◆ DIRECTIONS FOR THIS TASK
Write out the listing exactly as it is given.

◆ GIVEN DATA
start

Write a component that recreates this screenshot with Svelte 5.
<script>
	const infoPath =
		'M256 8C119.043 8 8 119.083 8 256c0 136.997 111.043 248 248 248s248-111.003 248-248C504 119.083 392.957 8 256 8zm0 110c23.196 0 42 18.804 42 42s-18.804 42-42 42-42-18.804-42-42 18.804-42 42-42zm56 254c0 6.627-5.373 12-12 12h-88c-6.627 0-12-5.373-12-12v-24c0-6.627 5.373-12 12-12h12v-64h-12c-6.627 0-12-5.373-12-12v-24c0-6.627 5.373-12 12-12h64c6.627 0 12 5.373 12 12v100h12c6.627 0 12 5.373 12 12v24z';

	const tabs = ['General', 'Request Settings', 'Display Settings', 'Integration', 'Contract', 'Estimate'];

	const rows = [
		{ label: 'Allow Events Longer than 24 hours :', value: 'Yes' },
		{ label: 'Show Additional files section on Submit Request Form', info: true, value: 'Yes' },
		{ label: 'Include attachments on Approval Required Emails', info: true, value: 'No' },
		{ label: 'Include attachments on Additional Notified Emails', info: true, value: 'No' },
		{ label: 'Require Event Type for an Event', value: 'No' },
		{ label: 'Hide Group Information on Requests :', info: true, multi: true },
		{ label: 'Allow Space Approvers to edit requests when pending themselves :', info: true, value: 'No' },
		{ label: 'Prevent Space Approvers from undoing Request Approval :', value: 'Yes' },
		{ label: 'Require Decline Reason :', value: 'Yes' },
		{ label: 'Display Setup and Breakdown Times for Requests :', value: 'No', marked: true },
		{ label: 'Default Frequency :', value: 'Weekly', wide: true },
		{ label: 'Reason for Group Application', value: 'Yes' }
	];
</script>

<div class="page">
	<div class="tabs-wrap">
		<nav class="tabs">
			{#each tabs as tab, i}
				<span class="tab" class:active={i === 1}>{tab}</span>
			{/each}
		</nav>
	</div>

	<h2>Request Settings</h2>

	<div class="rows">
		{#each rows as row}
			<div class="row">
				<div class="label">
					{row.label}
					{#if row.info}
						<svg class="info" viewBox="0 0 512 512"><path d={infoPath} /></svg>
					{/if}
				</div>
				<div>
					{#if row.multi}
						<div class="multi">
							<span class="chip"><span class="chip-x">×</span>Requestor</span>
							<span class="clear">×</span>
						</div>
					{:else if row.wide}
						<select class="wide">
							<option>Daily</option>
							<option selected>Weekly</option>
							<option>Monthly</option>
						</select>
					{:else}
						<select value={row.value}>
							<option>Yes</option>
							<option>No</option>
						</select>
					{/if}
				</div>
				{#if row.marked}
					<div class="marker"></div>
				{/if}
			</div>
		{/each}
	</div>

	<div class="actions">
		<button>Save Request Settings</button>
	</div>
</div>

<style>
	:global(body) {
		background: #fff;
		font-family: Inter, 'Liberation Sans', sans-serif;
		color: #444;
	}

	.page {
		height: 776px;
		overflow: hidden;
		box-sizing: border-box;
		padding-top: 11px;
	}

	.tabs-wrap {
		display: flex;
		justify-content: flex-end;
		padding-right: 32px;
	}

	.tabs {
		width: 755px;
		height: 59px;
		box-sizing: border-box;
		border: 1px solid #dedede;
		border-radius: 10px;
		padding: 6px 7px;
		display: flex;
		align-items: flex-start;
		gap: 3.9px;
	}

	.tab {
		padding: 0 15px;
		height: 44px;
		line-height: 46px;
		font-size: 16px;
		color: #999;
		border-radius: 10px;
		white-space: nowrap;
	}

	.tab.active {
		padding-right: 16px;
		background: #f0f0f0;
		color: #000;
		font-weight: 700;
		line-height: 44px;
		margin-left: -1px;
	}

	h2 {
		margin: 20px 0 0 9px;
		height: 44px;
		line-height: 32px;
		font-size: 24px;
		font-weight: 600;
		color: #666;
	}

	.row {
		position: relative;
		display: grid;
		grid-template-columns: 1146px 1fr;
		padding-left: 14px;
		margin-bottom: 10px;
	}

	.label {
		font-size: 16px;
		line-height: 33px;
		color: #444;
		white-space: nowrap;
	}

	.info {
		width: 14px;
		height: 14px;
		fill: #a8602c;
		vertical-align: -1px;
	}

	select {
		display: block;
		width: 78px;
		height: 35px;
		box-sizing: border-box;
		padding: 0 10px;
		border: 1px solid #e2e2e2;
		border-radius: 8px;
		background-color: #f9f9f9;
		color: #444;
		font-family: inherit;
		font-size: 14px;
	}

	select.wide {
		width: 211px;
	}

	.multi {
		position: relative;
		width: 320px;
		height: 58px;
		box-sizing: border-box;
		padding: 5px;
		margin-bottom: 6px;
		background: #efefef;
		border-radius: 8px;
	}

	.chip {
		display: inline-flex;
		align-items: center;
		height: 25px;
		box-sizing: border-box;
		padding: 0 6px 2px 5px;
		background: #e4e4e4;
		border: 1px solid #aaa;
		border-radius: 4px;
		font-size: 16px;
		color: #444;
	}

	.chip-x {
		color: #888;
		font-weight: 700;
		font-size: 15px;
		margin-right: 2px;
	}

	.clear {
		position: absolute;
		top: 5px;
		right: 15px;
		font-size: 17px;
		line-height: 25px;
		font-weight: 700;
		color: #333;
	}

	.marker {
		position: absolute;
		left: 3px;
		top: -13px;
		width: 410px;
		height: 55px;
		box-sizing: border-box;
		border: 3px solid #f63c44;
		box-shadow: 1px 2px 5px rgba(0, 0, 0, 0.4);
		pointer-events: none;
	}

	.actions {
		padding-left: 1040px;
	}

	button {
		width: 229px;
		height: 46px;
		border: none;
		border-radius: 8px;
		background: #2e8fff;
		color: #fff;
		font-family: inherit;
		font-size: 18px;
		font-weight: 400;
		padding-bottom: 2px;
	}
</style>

end

◆ OUTPUT OF THE EXERCISE
Write a component that recreates this screenshot with Svelte 5.
<script>
	const infoPath =
		'M256 8C119.043 8 8 119.083 8 256c0 136.997 111.043 248 248 248s248-111.003 248-248C504 119.083 392.957 8 256 8zm0 110c23.196 0 42 18.804 42 42s-18.804 42-42 42-42-18.804-42-42 18.804-42 42-42zm56 254c0 6.627-5.373 12-12 12h-88c-6.627 0-12-5.373-12-12v-24c0-6.627 5.373-12 12-12h12v-64h-12c-6.627 0-12-5.373-12-12v-24c0-6.627 5.373-12 12-12h64c6.627 0 12 5.373 12 12v100h12c6.627 0 12 5.373 12 12v24z';

	const tabs = ['General', 'Request Settings', 'Display Settings', 'Integration', 'Contract', 'Estimate'];

	const rows = [
		{ label: 'Allow Events Longer than 24 hours :', value: 'Yes' },
		{ label: 'Show Additional files section on Submit Request Form', info: true, value: 'Yes' },
		{ label: 'Include attachments on Approval Required Emails', info: true, value: 'No' },
		{ label: 'Include attachments on Additional Notified Emails', info: true, value: 'No' },
		{ label: 'Require Event Type for an Event', value: 'No' },
		{ label: 'Hide Group Information on Requests :', info: true, multi: true },
		{ label: 'Allow Space Approvers to edit requests when pending themselves :', info: true, value: 'No' },
		{ label: 'Prevent Space Approvers from undoing Request Approval :', value: 'Yes' },
		{ label: 'Require Decline Reason :', value: 'Yes' },
		{ label: 'Display Setup and Breakdown Times for Requests :', value: 'No', marked: true },
		{ label: 'Default Frequency :', value: 'Weekly', wide: true },
		{ label: 'Reason for Group Application', value: 'Yes' }
	];
</script>

<div class="page">
	<div class="tabs-wrap">
		<nav class="tabs">
			{#each tabs as tab, i}
				<span class="tab" class:active={i === 1}>{tab}</span>
			{/each}
		</nav>
	</div>

	<h2>Request Settings</h2>

	<div class="rows">
		{#each rows as row}
			<div class="row">
				<div class="label">
					{row.label}
					{#if row.info}
						<svg class="info" viewBox="0 0 512 512"><path d={infoPath} /></svg>
					{/if}
				</div>
				<div>
					{#if row.multi}
						<div class="multi">
							<span class="chip"><span class="chip-x">×</span>Requestor</span>
							<span class="clear">×</span>
						</div>
					{:else if row.wide}
						<select class="wide">
							<option>Daily</option>
							<option selected>Weekly</option>
							<option>Monthly</option>
						</select>
					{:else}
						<select value={row.value}>
							<option>Yes</option>
							<option>No</option>
						</select>
					{/if}
				</div>
				{#if row.marked}
					<div class="marker"></div>
				{/if}
			</div>
		{/each}
	</div>

	<div class="actions">
		<button>Save Request Settings</button>
	</div>
</div>

<style>
	:global(body) {
		background: #fff;
		font-family: Inter, 'Liberation Sans', sans-serif;
		color: #444;
	}

	.page {
		height: 776px;
		overflow: hidden;
		box-sizing: border-box;
		padding-top: 11px;
	}

	.tabs-wrap {
		display: flex;
		justify-content: flex-end;
		padding-right: 32px;
	}

	.tabs {
		width: 755px;
		height: 59px;
		box-sizing: border-box;
		border: 1px solid #dedede;
		border-radius: 10px;
		padding: 6px 7px;
		display: flex;
		align-items: flex-start;
		gap: 3.9px;
	}

	.tab {
		padding: 0 15px;
		height: 44px;
		line-height: 46px;
		font-size: 16px;
		color: #999;
		border-radius: 10px;
		white-space: nowrap;
	}

	.tab.active {
		padding-right: 16px;
		background: #f0f0f0;
		color: #000;
		font-weight: 700;
		line-height: 44px;
		margin-left: -1px;
	}

	h2 {
		margin: 20px 0 0 9px;
		height: 44px;
		line-height: 32px;
		font-size: 24px;
		font-weight: 600;
		color: #666;
	}

	.row {
		position: relative;
		display: grid;
		grid-template-columns: 1146px 1fr;
		padding-left: 14px;
		margin-bottom: 10px;
	}

	.label {
		font-size: 16px;
		line-height: 33px;
		color: #444;
		white-space: nowrap;
	}

	.info {
		width: 14px;
		height: 14px;
		fill: #a8602c;
		vertical-align: -1px;
	}

	select {
		display: block;
		width: 78px;
		height: 35px;
		box-sizing: border-box;
		padding: 0 10px;
		border: 1px solid #e2e2e2;
		border-radius: 8px;
		background-color: #f9f9f9;
		color: #444;
		font-family: inherit;
		font-size: 14px;
	}

	select.wide {
		width: 211px;
	}

	.multi {
		position: relative;
		width: 320px;
		height: 58px;
		box-sizing: border-box;
		padding: 5px;
		margin-bottom: 6px;
		background: #efefef;
		border-radius: 8px;
	}

	.chip {
		display: inline-flex;
		align-items: center;
		height: 25px;
		box-sizing: border-box;
		padding: 0 6px 2px 5px;
		background: #e4e4e4;
		border: 1px solid #aaa;
		border-radius: 4px;
		font-size: 16px;
		color: #444;
	}

	.chip-x {
		color: #888;
		font-weight: 700;
		font-size: 15px;
		margin-right: 2px;
	}

	.clear {
		position: absolute;
		top: 5px;
		right: 15px;
		font-size: 17px;
		line-height: 25px;
		font-weight: 700;
		color: #333;
	}

	.marker {
		position: absolute;
		left: 3px;
		top: -13px;
		width: 410px;
		height: 55px;
		box-sizing: border-box;
		border: 3px solid #f63c44;
		box-shadow: 1px 2px 5px rgba(0, 0, 0, 0.4);
		pointer-events: none;
	}

	.actions {
		padding-left: 1040px;
	}

	button {
		width: 229px;
		height: 46px;
		border: none;
		border-radius: 8px;
		background: #2e8fff;
		color: #fff;
		font-family: inherit;
		font-size: 18px;
		font-weight: 400;
		padding-bottom: 2px;
	}
</style>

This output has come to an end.